### Supplied material
══════════

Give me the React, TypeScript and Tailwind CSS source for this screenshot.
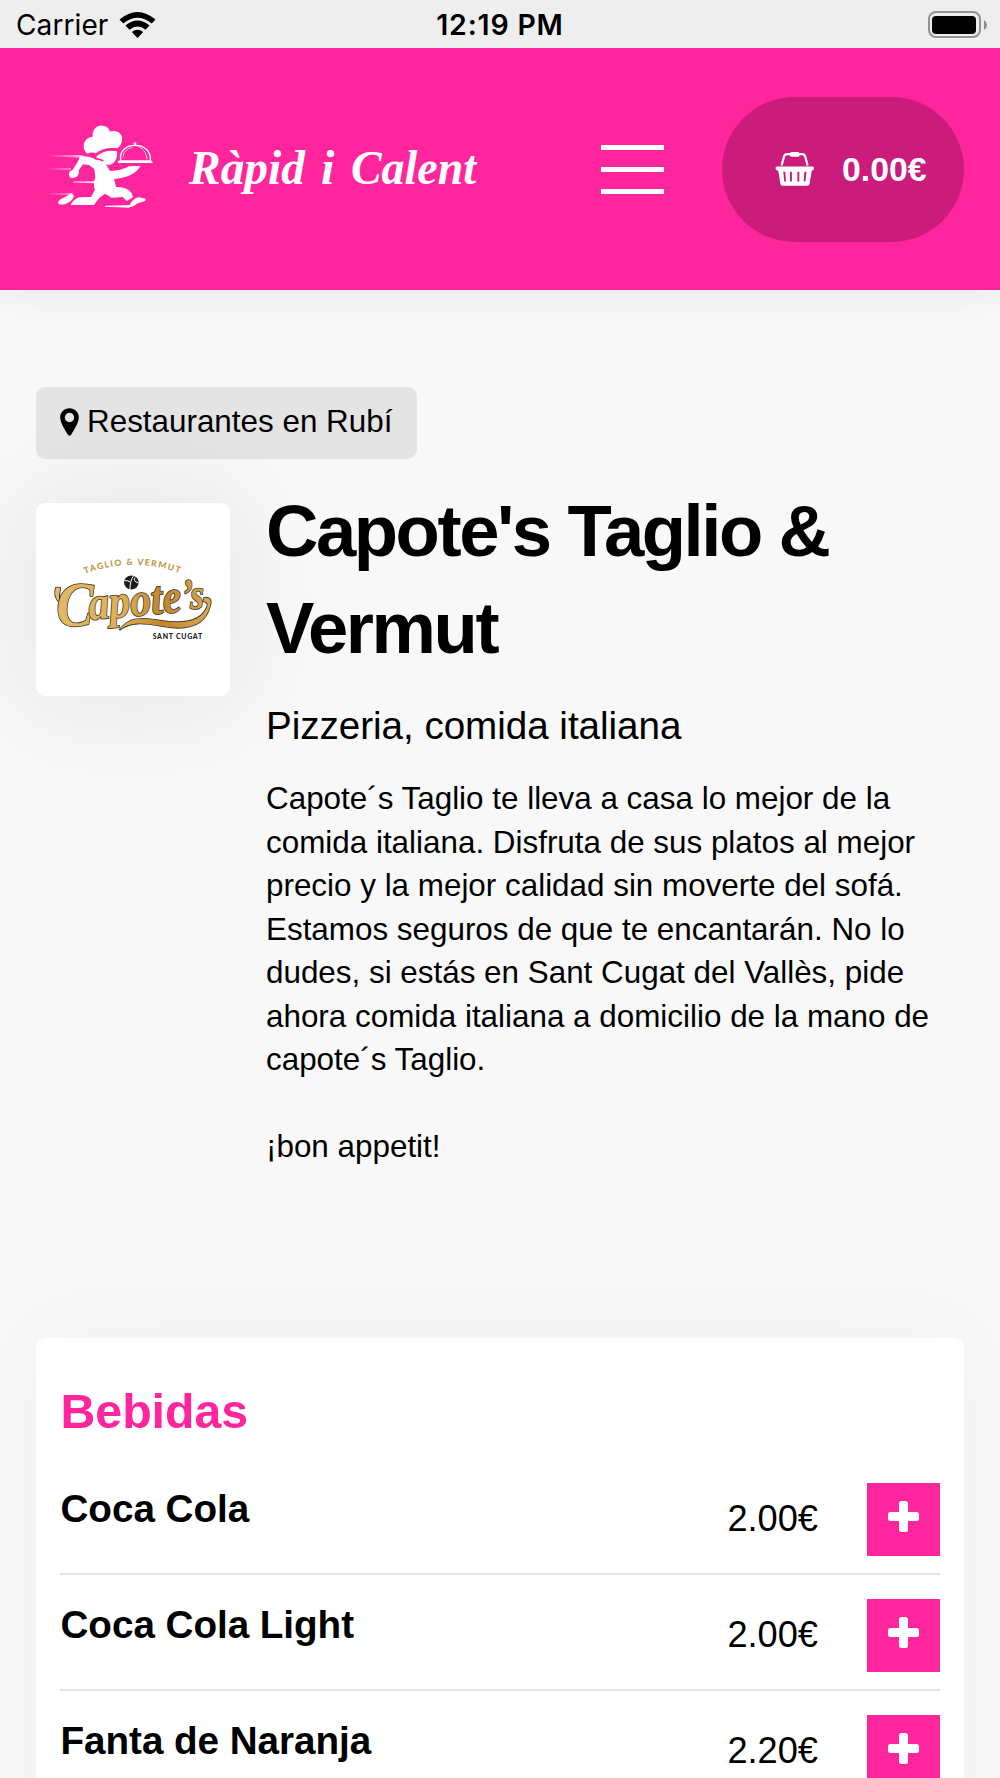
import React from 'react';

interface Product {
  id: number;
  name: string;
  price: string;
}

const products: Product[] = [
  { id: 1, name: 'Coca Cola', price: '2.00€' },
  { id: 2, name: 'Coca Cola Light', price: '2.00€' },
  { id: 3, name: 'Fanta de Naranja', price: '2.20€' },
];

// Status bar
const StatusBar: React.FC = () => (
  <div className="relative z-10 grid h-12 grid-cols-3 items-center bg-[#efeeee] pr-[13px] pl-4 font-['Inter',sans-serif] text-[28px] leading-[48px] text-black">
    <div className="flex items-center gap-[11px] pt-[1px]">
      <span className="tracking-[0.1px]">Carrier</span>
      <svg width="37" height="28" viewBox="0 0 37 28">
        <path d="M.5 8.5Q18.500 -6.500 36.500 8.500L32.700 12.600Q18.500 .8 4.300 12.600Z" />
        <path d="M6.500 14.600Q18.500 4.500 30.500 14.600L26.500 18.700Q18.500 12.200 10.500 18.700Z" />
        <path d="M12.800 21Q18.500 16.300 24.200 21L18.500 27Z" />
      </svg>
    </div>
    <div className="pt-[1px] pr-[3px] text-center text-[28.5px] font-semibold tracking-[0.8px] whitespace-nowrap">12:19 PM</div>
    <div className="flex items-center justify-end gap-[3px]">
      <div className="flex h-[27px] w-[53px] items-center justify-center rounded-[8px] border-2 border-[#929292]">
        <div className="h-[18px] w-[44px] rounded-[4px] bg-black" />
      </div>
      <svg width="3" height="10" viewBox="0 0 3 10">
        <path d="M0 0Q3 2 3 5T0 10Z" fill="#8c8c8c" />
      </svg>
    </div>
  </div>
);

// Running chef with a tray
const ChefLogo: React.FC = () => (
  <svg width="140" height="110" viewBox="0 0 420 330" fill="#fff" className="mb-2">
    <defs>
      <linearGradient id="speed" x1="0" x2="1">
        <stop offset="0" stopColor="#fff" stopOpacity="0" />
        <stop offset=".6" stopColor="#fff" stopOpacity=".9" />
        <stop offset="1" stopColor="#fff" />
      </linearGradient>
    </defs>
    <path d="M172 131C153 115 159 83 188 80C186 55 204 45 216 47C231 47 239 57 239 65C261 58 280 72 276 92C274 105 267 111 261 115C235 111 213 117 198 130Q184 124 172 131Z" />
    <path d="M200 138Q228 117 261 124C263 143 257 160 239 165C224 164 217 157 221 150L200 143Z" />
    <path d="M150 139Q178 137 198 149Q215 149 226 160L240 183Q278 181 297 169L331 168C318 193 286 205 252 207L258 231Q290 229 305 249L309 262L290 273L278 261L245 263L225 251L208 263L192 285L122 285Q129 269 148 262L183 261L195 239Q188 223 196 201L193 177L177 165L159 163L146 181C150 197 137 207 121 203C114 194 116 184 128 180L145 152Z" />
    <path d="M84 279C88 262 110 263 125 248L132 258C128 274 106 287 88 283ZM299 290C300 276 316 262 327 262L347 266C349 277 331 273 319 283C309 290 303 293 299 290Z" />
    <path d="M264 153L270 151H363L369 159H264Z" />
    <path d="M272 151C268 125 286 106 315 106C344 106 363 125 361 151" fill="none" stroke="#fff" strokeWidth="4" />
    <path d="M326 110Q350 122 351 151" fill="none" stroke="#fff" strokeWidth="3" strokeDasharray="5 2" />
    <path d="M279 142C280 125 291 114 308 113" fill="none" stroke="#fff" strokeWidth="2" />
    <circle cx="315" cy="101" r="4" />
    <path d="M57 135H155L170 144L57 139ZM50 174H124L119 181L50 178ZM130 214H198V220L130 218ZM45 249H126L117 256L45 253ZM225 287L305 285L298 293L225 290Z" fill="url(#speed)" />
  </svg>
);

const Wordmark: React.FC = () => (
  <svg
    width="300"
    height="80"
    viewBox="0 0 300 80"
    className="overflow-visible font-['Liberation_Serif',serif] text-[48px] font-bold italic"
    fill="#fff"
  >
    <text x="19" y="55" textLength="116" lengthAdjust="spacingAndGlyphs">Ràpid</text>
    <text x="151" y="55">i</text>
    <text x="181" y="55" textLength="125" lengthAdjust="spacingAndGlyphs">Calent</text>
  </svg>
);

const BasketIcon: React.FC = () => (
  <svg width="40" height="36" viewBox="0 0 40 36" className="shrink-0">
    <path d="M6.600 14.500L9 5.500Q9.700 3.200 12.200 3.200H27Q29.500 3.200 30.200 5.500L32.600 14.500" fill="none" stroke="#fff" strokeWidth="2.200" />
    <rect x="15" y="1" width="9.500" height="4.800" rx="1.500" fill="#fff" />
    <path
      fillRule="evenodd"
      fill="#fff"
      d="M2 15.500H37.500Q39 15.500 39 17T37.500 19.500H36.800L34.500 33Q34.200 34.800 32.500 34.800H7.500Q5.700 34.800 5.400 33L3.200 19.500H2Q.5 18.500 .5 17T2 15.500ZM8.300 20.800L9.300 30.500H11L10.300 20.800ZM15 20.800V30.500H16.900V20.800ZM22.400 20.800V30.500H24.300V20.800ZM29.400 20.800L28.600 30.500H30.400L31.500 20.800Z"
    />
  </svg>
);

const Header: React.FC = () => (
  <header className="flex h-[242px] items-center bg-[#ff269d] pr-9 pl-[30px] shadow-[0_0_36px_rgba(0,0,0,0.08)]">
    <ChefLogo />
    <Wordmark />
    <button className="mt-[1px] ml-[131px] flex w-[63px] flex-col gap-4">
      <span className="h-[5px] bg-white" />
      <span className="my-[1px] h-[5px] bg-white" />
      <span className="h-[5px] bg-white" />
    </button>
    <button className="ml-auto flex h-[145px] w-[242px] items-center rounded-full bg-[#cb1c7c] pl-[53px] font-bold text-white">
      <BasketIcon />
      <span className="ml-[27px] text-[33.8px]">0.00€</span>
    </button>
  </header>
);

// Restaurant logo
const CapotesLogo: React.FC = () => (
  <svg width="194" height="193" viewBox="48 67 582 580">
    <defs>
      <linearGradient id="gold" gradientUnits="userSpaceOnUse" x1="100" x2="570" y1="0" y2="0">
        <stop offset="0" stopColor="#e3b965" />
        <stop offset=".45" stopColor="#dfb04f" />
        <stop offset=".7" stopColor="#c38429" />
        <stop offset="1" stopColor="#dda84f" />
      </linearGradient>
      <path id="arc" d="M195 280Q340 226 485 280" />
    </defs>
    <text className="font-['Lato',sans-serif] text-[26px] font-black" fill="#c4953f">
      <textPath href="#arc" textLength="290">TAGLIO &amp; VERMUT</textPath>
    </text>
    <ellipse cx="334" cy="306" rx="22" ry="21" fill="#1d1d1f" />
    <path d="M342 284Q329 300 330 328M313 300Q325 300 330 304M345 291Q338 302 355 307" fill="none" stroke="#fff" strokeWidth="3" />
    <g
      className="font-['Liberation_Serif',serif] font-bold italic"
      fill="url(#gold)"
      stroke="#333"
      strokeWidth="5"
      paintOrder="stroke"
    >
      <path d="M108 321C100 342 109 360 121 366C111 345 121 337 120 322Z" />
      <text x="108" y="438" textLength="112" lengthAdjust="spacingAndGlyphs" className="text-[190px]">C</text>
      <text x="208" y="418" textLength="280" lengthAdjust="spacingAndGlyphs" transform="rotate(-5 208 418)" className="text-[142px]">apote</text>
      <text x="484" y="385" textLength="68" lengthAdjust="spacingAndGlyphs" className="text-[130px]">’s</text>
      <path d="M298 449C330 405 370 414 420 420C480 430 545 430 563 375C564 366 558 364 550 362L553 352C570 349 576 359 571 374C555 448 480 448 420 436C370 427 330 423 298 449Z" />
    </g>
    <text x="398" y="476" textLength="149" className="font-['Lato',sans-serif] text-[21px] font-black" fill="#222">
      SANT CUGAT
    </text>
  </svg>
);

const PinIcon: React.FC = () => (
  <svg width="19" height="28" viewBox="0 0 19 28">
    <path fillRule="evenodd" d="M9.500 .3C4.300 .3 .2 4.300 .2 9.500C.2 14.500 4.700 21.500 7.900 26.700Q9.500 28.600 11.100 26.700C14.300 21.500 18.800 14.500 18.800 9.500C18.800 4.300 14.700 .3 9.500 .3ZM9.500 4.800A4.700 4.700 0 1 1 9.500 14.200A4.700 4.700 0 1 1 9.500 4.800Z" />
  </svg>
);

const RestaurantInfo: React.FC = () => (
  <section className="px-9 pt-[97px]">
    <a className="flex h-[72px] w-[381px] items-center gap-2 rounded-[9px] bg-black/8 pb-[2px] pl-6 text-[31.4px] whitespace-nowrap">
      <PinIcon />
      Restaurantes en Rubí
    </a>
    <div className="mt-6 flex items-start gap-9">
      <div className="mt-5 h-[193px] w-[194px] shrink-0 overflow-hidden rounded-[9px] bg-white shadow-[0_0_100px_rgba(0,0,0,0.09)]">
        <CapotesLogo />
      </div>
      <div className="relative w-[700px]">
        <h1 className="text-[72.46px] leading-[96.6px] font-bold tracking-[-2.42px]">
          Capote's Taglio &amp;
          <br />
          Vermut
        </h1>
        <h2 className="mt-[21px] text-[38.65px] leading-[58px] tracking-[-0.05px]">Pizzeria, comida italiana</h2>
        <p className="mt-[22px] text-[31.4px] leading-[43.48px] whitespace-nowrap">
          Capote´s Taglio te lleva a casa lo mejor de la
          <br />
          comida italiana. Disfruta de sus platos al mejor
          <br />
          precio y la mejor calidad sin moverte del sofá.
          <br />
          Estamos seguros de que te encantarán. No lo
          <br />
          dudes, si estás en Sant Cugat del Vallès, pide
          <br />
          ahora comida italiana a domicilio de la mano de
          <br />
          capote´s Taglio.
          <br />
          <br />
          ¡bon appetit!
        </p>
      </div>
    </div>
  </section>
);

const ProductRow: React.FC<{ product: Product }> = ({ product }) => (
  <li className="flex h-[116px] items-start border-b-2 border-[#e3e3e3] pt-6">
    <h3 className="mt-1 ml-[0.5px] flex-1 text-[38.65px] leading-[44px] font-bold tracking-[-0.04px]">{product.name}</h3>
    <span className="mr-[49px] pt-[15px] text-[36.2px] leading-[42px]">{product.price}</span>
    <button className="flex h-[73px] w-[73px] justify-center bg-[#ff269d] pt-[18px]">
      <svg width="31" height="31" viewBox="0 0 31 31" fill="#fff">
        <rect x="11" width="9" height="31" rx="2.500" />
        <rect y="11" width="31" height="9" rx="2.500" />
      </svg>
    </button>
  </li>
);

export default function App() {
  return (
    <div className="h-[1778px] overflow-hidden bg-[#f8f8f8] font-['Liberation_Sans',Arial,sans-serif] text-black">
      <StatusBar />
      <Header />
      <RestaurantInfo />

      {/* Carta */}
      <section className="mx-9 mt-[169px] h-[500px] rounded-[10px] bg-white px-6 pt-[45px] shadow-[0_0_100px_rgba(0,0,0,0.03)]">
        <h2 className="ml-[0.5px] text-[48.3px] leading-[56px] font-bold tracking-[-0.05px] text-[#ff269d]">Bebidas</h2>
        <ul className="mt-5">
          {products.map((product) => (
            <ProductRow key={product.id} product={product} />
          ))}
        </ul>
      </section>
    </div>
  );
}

══════════

### What the task requires
Copy all lines of the listing above that contain the string "React".

### Written response
Give me the React, TypeScript and Tailwind CSS source for this screenshot.
import React from 'react';
const StatusBar: React.FC = () => (
const ChefLogo: React.FC = () => (
const Wordmark: React.FC = () => (
const BasketIcon: React.FC = () => (
const Header: React.FC = () => (
const CapotesLogo: React.FC = () => (
const PinIcon: React.FC = () => (
const RestaurantInfo: React.FC = () => (
const ProductRow: React.FC<{ product: Product }> = ({ product }) => (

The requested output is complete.